Imagine you have to implement a new feature and there is at least on data flow affected by this new feature; the recommended way to implement this feature together with a feature toggle is to copy the old data flow and set an appropriate expression on the precedence constraint of the old and the new code. But what to do if the table signature is different? The package validation fails because the metadata will be checked for both the old and the new data flow.
A simple way to come around with this limitation is to set the DelayValidation property of the data flow to true. Now validation of the data flow metadata will be delayed to the time the data flow gets executed. Because the feature toggle prevents the execution of the inactive feature only the data flow of the active feature got validated.
How to manage which feature will be active?
First you need a release plan. This plan should respect budget, capacity, technical dependencies and dead lines. Now you can group functionalities to features with a fix delivery date. Your build should reflect this release plan. For example if the release with version 1.5.0 should contain the features A, B and C you need a post build test mechanism to validate that the corresponding feature toggles are set (or not set if the features are not part of this release). You can accomplish this with a simple PowerShell script or an XSL transformation on the SSIS packages. You could also push this test forward to the step of integration and directly test (a simple database test) the package or project parameters in your integration environment.

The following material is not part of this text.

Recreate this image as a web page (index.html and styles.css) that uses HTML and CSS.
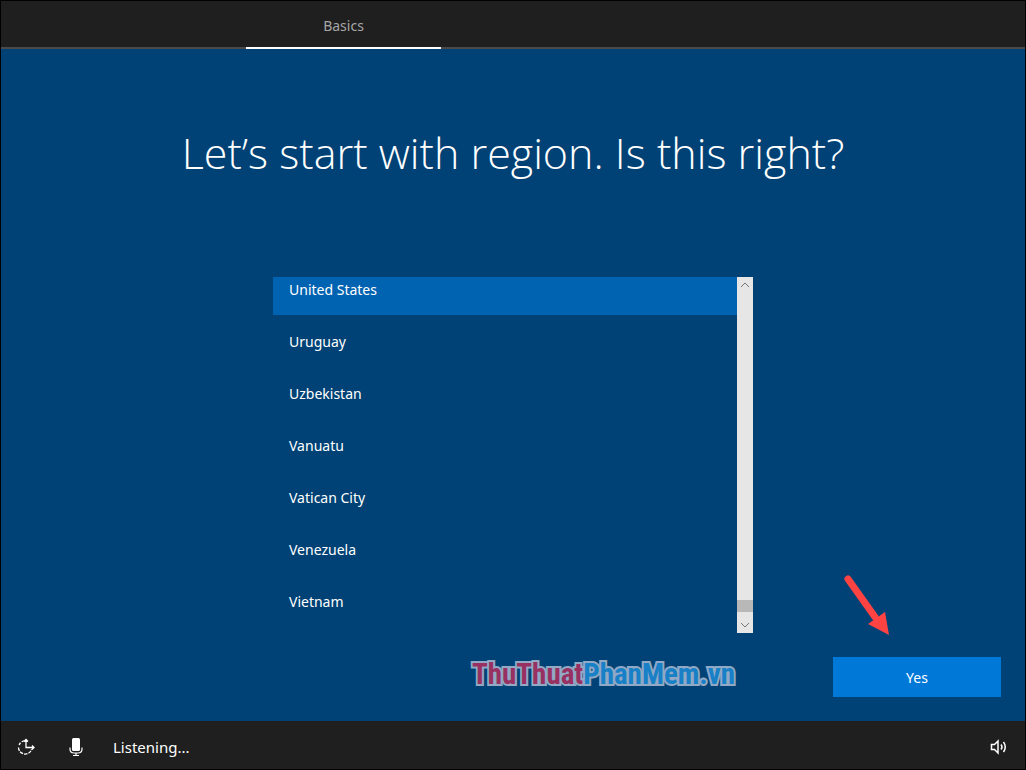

Implementing a feature toggle in SSIS is possible. We delay (not lose) the validation of the metadata on concurrent features (if a data flow is part of this feature). By doing so we can simply work in one single branch, and can avoid merges between branches, we can also reduce the problem we had with hot fixes in other branches that wasn't merged. We can also continuous deliver completed feature into production that is not yet enabled, but can be enabled by the product owner when he feels it's time to enable it. If a bug of a new deployed feature is found and a critical fix need to done, it can be turned off in production.